Unlike the government service, Medpedia's system lets you "push" results, so that they show up in a note to someone with the relevant condition, or in a patient community.
Written by Dana Blankenhorn, Inactive

With a full year online, Medpedia is starting to get some Google Love, and has taken the next step forward.

Working with a government service called Clinicaltrials.gov, Medpedia has launched a new clinical trial platform, available here.

Unlike the government service, Medpedia's system lets you "push" results, so that they show up in a note to someone with the relevant condition, or in a patient community.

Entrepreneur James Currier (he founded Tickle, which Monster.com closed in 2008 after buying it in 2004) is still funding Medpedia himself, while working on some possible business models.

Currier spoke with ZDNet Healthcare yesterday.

"We're in the business of building a platform that will allow HIPAA compliant discussions among doctors and specialists and patients. We'll open an API that lets everyone use it. Then we can charge the medical world."

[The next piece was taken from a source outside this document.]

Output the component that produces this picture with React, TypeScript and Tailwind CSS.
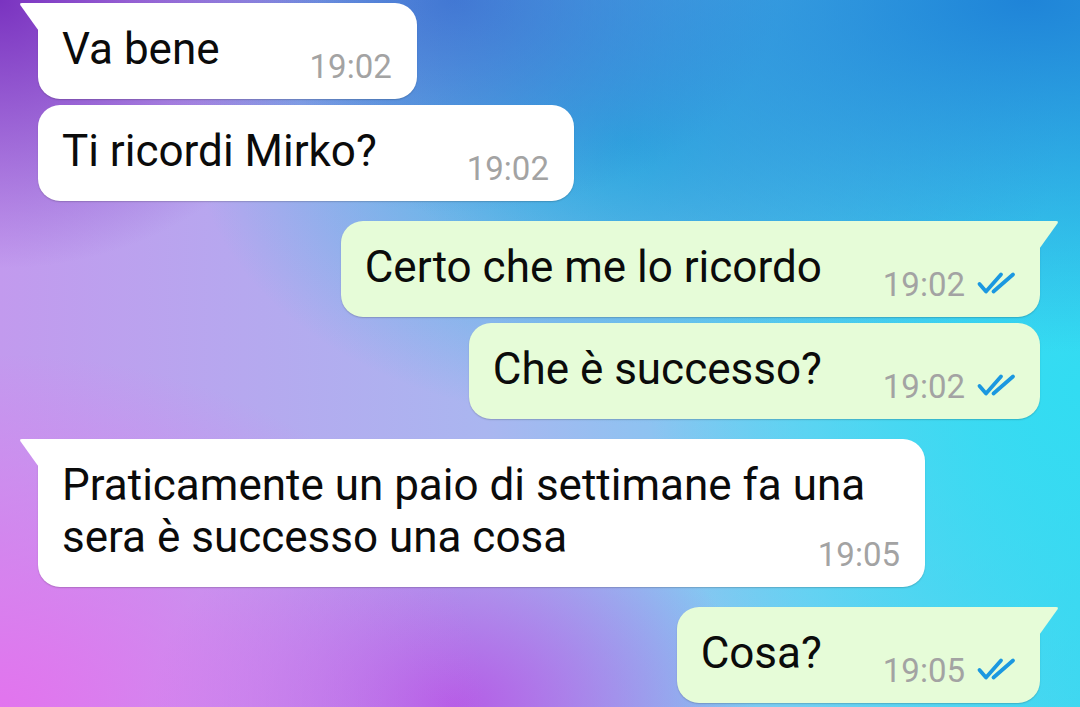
import React from "react";

type Msg = {
  side: "in" | "out";
  tail: boolean;
  text: string;
  time: string;
  gapTop: "none" | "same" | "change";
};

const messages: Msg[] = [
  { side: "in", tail: true, text: "Va bene", time: "19:02", gapTop: "none" },
  { side: "in", tail: false, text: "Ti ricordi Mirko?", time: "19:02", gapTop: "same" },
  { side: "out", tail: true, text: "Certo che me lo ricordo", time: "19:02", gapTop: "change" },
  { side: "out", tail: false, text: "Che è successo?", time: "19:02", gapTop: "same" },
  {
    side: "in",
    tail: true,
    text: "Praticamente un paio di settimane fa una sera è successo una cosa",
    time: "19:05",
    gapTop: "change",
  },
  { side: "out", tail: true, text: "Cosa?", time: "19:05", gapTop: "change" },
];

function DoubleCheck() {
  return (
    <svg width="42" height="25" viewBox="0 0 42 25" fill="none" className="mb-[5px] ml-[11px]">
      <path
        d="M3.5 13 L10 20.5 L25 3.5"
        stroke="#1b98e0"
        strokeWidth="3.8"
        strokeLinecap="round"
        strokeLinejoin="round"
      />
      <path
        d="M17.5 20.5 L37 3.5"
        stroke="#1b98e0"
        strokeWidth="3.8"
        strokeLinecap="round"
        strokeLinejoin="round"
      />
    </svg>
  );
}

function Tail({ side, color }: { side: "in" | "out"; color: string }) {
  if (side === "in") {
    return (
      <svg
        width="22"
        height="32"
        viewBox="0 0 22 32"
        className="absolute left-[-19px] top-0"
      >
        <path d="M22 0 L3 0 Q0 0 1.6 2.4 L22 31 Z" fill={color} />
      </svg>
    );
  }
  return (
    <svg
      width="22"
      height="32"
      viewBox="0 0 22 32"
      className="absolute right-[-19px] top-0"
    >
      <path d="M0 0 L19 0 Q22 0 20.4 2.4 L0 31 Z" fill={color} />
    </svg>
  );
}

function Bubble({ m }: { m: Msg }) {
  const isIn = m.side === "in";
  const color = isIn ? "#ffffff" : "#e6fcd8";
  return (
    <div
      className={
        "flex " +
        (isIn ? "justify-start" : "justify-end") +
        (m.gapTop === "same" ? " mt-[6px]" : m.gapTop === "change" ? " mt-[20px]" : "")
      }
    >
      <div
        className={
          "relative pt-5 pb-4 pl-6 max-w-[887px] rounded-[22px] shadow-[0_1px_1.5px_rgba(0,0,0,0.18)] " +
          (isIn ? "bg-white pr-[25px] " : "bg-[#e6fcd8] pr-[22px] ") +
          (m.tail ? (isIn ? "rounded-tl-none" : "rounded-tr-none") : "")
        }
      >
        {m.tail && <Tail side={m.side} color={color} />}
        <p className="flow-root text-[44px] leading-[52px] text-[#0b0b0b]">
          {m.text}
          <span
            className={
              "float-right flex items-end h-[33px] mt-[27px] " +
              (isIn ? "ml-[90px]" : "ml-[61px]")
            }
          >
            <span className="text-[33px] leading-[33px] text-[#a3a3a3]">{m.time}</span>
            {!isIn && <DoubleCheck />}
          </span>
        </p>
      </div>
    </div>
  );
}

export default function App() {
  return (
    <div
      className="w-[1080px] h-[707px] overflow-hidden pt-[3px] pl-[38px] pr-[40px] bg-[radial-gradient(ellipse_30%_38%_at_0%_0%,#7a33c0_0%,rgba(122,51,192,0)_100%),radial-gradient(ellipse_70%_50%_at_95%_0%,#1f84d8_0%,rgba(31,132,216,0)_100%),radial-gradient(ellipse_30%_30%_at_42%_0%,#4d74d2_0%,rgba(77,116,210,0)_100%),radial-gradient(ellipse_40%_40%_at_58%_20%,#34b6e2_0%,rgba(52,182,226,0)_100%),radial-gradient(ellipse_45%_50%_at_0%_100%,#e274ee_0%,rgba(226,116,238,0)_100%),radial-gradient(ellipse_28%_30%_at_42%_100%,#b45ce6_0%,rgba(180,92,230,0)_100%),radial-gradient(ellipse_40%_60%_at_100%_55%,#32dcf2_0%,rgba(50,220,242,0)_100%),linear-gradient(to_right,#c29aee_0%,#aab6f0_45%,#72cff2_75%,#44d6f0_100%)]"
      style={{ fontFamily: "Roboto, 'Noto Sans', sans-serif" }}
    >
      {messages.map((m, i) => (
        <Bubble key={i} m={m} />
      ))}
    </div>
  );
}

Currier launched Medpedia in 2009 as a Mediawiki implementation with extensive moderation, taking contributions only from professionals who are hand-screened. Currier said he has 1,200 contributors now, and avoids problems with a control that lets the site bulk erase all contributions from anyone who violates its rules.

Currier said he took time out after selling Tickle, and developed the idea after a conversation with Lotus founder Mitch Kapor. "He said he had been thinking about it for years."

Currier has four kids, the eldest of whom is asthmatic, but said he was "shocked" when he went to research the condition online, finding a lot of information without scientific validity. Medpedia is his attempt to change that.

"We started with a Mediawiki implementation. We started adjusting it based on the needs of the medical community for acknowledgment, for having a clinical as well as a plain English page.

"We made 35 modifications to the platform to let it work better for the medical world. Then we added a Linkedin for the medical world, where profiles are designed to show medical pros in their best light.

"The idea is to force transparency, allow for flagging, and know that non-scientific stuff will get washed out faster here than in paper or in conferences."

The result started a lot smaller than sites like Wikipedia, which are wide-open, but Currier said he expected this to be a 10-year project.

"What we've seen so far are the rational people taking their existing content onto the system, bringing it in, modifying it and linking it."

It's no Tickle, but maybe it will last a lot longer. "It's a matter of starting with a quality content base," he concluded. And moving forward from there.